Pirouette is both a coming-out story and an essay about being seen and perceived by the world and how intimidating that can be. Throughout the album, there are several key moments: the confessional story about wanting a Cinderella themed birthday party for his fifth anniversary before changing his mind, the spoken-word song “Headlights”, the lyric “You can call me a small business owner living in America, while trapped in the body of an operatic diva” and the line that ties everything together at the end: “It can be strange knowing I’ve been a person like you are to me, sister”.

The New Eves (11/06)

The New Eves rise from dust with their debut album, released in August. From the opening track, “The New Eve”, their manifesto unfolds as spoken poetry, drawing from classic punk, while delivering a sermon-like warning of what lies ahead. Their sound feels both ancient and immediate, fusing modern folk, punk, and spoken-word elements. Violet Farrer’s violin and Nina Winder-Lind’s cello weave layered instrumentals around pounding drums and chiming guitars, creating a sonic depth that is visceral.

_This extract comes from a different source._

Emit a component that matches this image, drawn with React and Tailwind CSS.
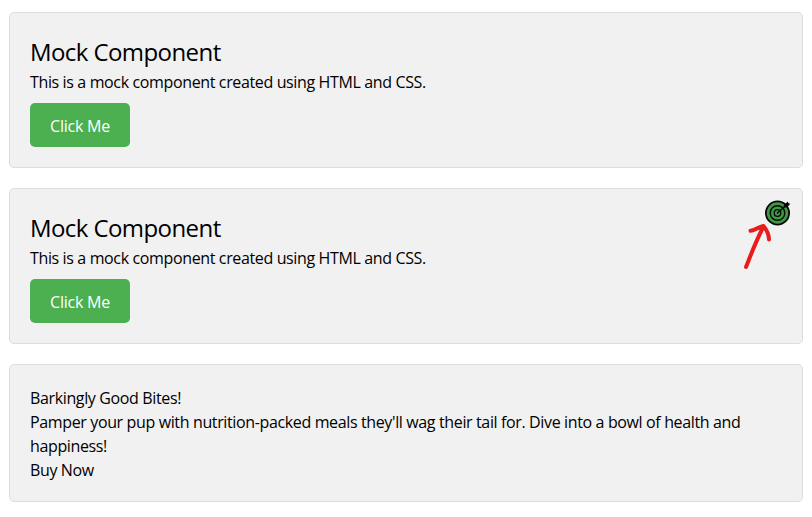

While echoing archaic pagan tones, the four-piece reframe these sounds for the present, stating in their manifesto that ‘The New Eve fucks if she wants to’ because ‘There is no God to save you if you don’t listen’. The album conjures images of Mary and Eve as empowered women, giving the record a ritualistic, almost sacred undertone. In doing so, The New Eves carve out a sound that is simultaneously familiar, ancient, and unexpectedly modern.

Texas is the Reason (11/06)

In the crowded aftermath of hardcore’s first great wave, Texas Is the Reason arrived carrying something different: melody without compromise, emotion without excess, and an intensity that lived between the silences as much as the explosions. Briefly active but impossible to ignore, the band helped redraw the boundaries of post-hardcore in the mid-’90s.

Their influence stretches far beyond their short lifespan, leaving traces across emo, post-hardcore, and alternative rock for decades to come. For countless bands, Texas Is the Reason weren’t just another influence — they were the blueprint.